Over the last few decades, harsher sentencing laws, mandatory minimum sentencing and the increased number of arrests for minor crimes has dramatically increased the number of people in jail. Recent studies have shown that approximately one in four (65 million) Americans has a criminal record, and it doesn’t appear that this number is going to decrease any time in the near future. Most of these Americans have been convicted of non-violent drug or petty offenses and are little danger to society.

 

Despite the well document and widespread patterns of economic fraud that caused the collapse of the US economy, no bankers have been arrested or even charged, for their crimes. It is not that we don’t know who committed these crimes or that there is no jurisdiction for prosecution, but simply that our government has been remise in its duties to uphold the laws of the land.
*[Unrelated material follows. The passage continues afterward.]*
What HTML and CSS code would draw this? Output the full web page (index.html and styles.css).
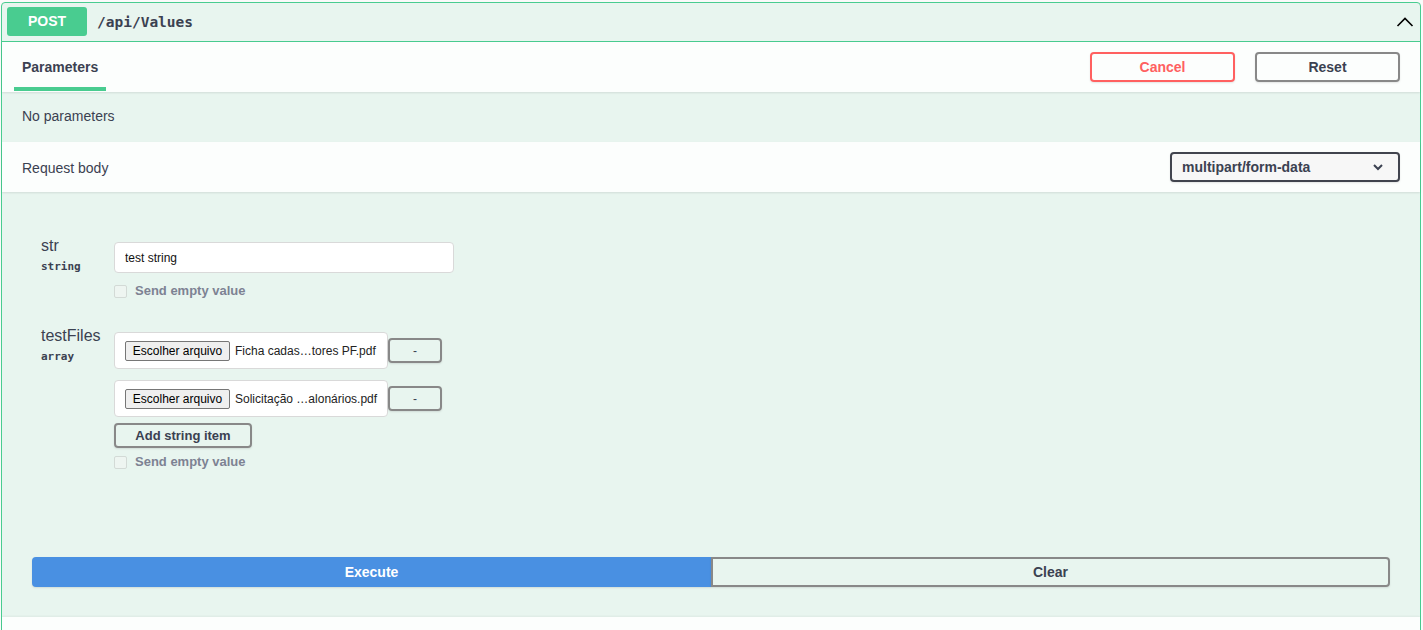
FILE: index.html
```html
<!DOCTYPE html>
<html lang="pt-BR">
<head>
  <meta charset="UTF-8">
  <meta name="viewport" content="width=device-width, initial-scale=1.0">
  <title>POST /api/Values</title>
  <link rel="stylesheet" href="styles.css">
</head>
<body>
  <div class="opblock">
    <div class="summary">
      <span class="method">POST</span>
      <span class="path">/api/Values</span>
      <svg class="arrow" width="20" height="20" viewBox="0 0 20 20">
        <polyline points="2.5,14 10,6.5 17.5,14" fill="none" stroke="#000" stroke-width="1.6"/>
      </svg>
    </div>

    <div class="section-header">
      <div class="tab"><h4>Parameters</h4></div>
      <div class="try-out">
        <button class="btn cancel">Cancel</button>
        <button class="btn reset">Reset</button>
      </div>
    </div>

    <div class="no-params">No parameters</div>

    <div class="section-header body-header">
      <span class="body-title">Request body</span>
      <div class="select">
        <span>multipart/form-data</span>
        <svg width="12" height="8" viewBox="0 0 12 8">
          <polyline points="2,2 6,6 10,2" fill="none" stroke="#3b4151" stroke-width="2"/>
        </svg>
      </div>
    </div>

    <div class="body">
      <div class="param-row">
        <div class="param-name">
          <div class="name">str</div>
          <div class="type">string</div>
        </div>
        <div class="param-col">
          <input class="text-input" type="text" value="test string">
          <label class="empty-value"><span class="check"></span>Send empty value</label>
        </div>
      </div>

      <div class="param-row">
        <div class="param-name">
          <div class="name">testFiles</div>
          <div class="type">array</div>
        </div>
        <div class="param-col">
          <div class="array-item">
            <div class="file-box">
              <button class="file-btn">Escolher arquivo</button>
              <span class="file-name">Ficha cadas…tores PF.pdf</span>
            </div>
            <button class="btn small remove">-</button>
          </div>
          <div class="array-item">
            <div class="file-box">
              <button class="file-btn">Escolher arquivo</button>
              <span class="file-name">Solicitação …alonários.pdf</span>
            </div>
            <button class="btn small remove">-</button>
          </div>
          <button class="btn small add-item">Add string item</button>
          <label class="empty-value tight"><span class="check"></span>Send empty value</label>
        </div>
      </div>

      <div class="execute-wrapper">
        <button class="btn execute">Execute</button>
        <button class="btn clear">Clear</button>
      </div>
    </div>

    <div class="responses-header"></div>
  </div>
</body>
</html>
```

FILE: styles.css
```css
body {
  margin: 0;
  background: #fafafa;
  font-family: "Liberation Sans", Arial, sans-serif;
  color: #3b4151;
  overflow: hidden;
}
button {
  font-family: "Liberation Sans", Arial, sans-serif;
  cursor: pointer;
}
.opblock {
  margin: 2px 2px 0 1px;
  border: 1px solid #49cc90;
  border-radius: 4px;
  background: #e8f5ef;
}
.summary {
  display: flex;
  align-items: center;
  padding: 4px 5px 5px;
  border-bottom: 1px solid #49cc90;
}
.method {
  width: 80px;
  height: 29px;
  line-height: 29px;
  text-align: center;
  background: #49cc90;
  color: #fff;
  font-size: 14px;
  font-weight: bold;
  border-radius: 3px;
}
.path {
  margin-left: 10px;
  flex: 1;
  font-family: "DejaVu Sans Mono", "Liberation Mono", monospace;
  font-size: 14.5px;
  font-weight: bold;
  color: #3b4151;
}
.arrow {
  display: block;
}
.section-header {
  display: flex;
  justify-content: space-between;
  align-items: center;
  height: 50px;
  padding: 0 20px 0 12px;
  background: #fcfefd;
  box-shadow: 0 1px 2px rgba(0, 0, 0, 0.1);
  position: relative;
}
.tab {
  align-self: stretch;
  display: flex;
  align-items: center;
  padding: 4px 8px 0;
  border-bottom: 4px solid #49cc90;
  margin-bottom: 1px;
}
.tab h4 {
  margin: 0;
  font-size: 14px;
  font-weight: bold;
}
.try-out {
  display: flex;
  gap: 20px;
}
.btn {
  background: transparent;
  border: 2px solid #888;
  border-radius: 4px;
  font-size: 14px;
  font-weight: bold;
  color: #3b4151;
  box-shadow: 0 1px 2px rgba(0, 0, 0, 0.1);
}
.cancel,
.reset {
  width: 145px;
  height: 30px;
}
.cancel {
  border-color: #ff6060;
  color: #ff6060;
}
.no-params {
  height: 50px;
  box-sizing: border-box;
  display: flex;
  align-items: center;
  padding: 0 0 3px 20px;
  font-size: 14px;
}
.body-header {
  padding-left: 20px;
}
.body-title {
  font-size: 14px;
  padding-top: 2px;
}
.select {
  width: 230px;
  height: 30px;
  box-sizing: border-box;
  display: flex;
  align-items: center;
  justify-content: space-between;
  padding: 0 14px 0 10px;
  border: 2px solid #41444e;
  border-radius: 4px;
  background: #f7f7f7;
  font-size: 14px;
  font-weight: bold;
  box-shadow: 0 1px 2px rgba(0, 0, 0, 0.1);
}
.body {
  padding: 45px 30px 30px;
}
.param-row {
  display: flex;
  padding-left: 9px;
}
.param-row + .param-row {
  margin-top: 29px;
}
.param-name {
  width: 73px;
}
.name {
  font-size: 16px;
  line-height: 18px;
}
.type {
  margin-top: 5px;
  font-family: "DejaVu Sans Mono", "Liberation Mono", monospace;
  font-size: 11px;
  line-height: 14px;
  font-weight: bold;
  color: #3b4151;
}
.param-col {
  display: flex;
  flex-direction: column;
  align-items: flex-start;
  padding-top: 5px;
}
.text-input {
  width: 340px;
  height: 31px;
  box-sizing: border-box;
  margin: 0;
  padding: 0 10px;
  border: 1px solid #d9d9d9;
  border-radius: 4px;
  background: #fff;
  font-family: "Liberation Sans", Arial, sans-serif;
  font-size: 12px;
  color: #111;
  outline: none;
}
.empty-value {
  display: flex;
  align-items: center;
  margin-top: 11px;
  font-size: 13px;
  line-height: 14px;
  font-weight: bold;
  color: #7d8293;
}
.empty-value.tight {
  margin-top: 7px;
}
.check {
  width: 13px;
  height: 13px;
  box-sizing: border-box;
  margin-right: 8px;
  border: 1px solid #d3dad6;
  border-radius: 2px;
  background: #eef5f1;
}
.array-item {
  display: flex;
  align-items: center;
  margin-bottom: 11px;
}
.array-item + .array-item {
  margin-bottom: 6px;
}
.file-box {
  width: 274px;
  height: 37px;
  box-sizing: border-box;
  display: flex;
  align-items: center;
  padding: 0 6px 0 10px;
  border: 1px solid #d9d9d9;
  border-radius: 4px;
  background: #fff;
}
.file-btn {
  flex-shrink: 0;
  width: 105px;
  height: 20px;
  padding: 0;
  border: 1px solid #767676;
  border-radius: 2px;
  background: #efefef;
  font-size: 12px;
  color: #000;
  white-space: nowrap;
}
.file-name {
  margin-left: 5px;
  font-size: 12px;
  color: #222;
  white-space: nowrap;
}
.small {
  height: 25px;
  font-size: 12px;
}
.remove {
  width: 54px;
  margin: 0;
  font-weight: normal;
}
.add-item {
  width: 138px;
  font-size: 13px;
}
.execute-wrapper {
  display: flex;
  margin-top: 88px;
}
.execute-wrapper .btn {
  flex: 1;
  height: 30px;
}
.execute {
  background: #4990e2;
  border-color: #4990e2;
  color: #fff;
  border-radius: 4px 0 0 4px;
}
.clear {
  border-radius: 0 4px 4px 0;
}
.responses-header {
  height: 50px;
  background: #fcfefd;
  box-shadow: 0 -1px 2px rgba(0, 0, 0, 0.05);
}
```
Not only did the United States government not prosecute those who were responsible for our economic collapse, but they have since given these criminals numerous gifts. The very people who crashed the United States economy have gotten trillions of dollars of taxpayer money in interest free loans and our legislators are now discussing giving these bankers a massive tax break on future income. To compound this injustice, many American legislators on the right wing have proposed reductions to the paltry financial regulations that we have in place now—this, in essence, is an attempt to change the law in order to make the frauds perpetrated on the American people by our financial system legal under the law.

Can you imagine the police arresting a thief and, instead of charging them, giving them police funds as well as working with them to change the law to make theft legal? No—nobody can fathom why this would happen, unless the police were hopelessly corrupt. What makes the bankers’ theft any less worthy of prosecution than the simple thief’s, other than the fact that they did crimes of such monumental scale as to become untouchable?

“Steal a purse, and you are a thief. Steal a million dollars, and you are a con-artist. Steal trillions of dollars, and you are too big to fail.”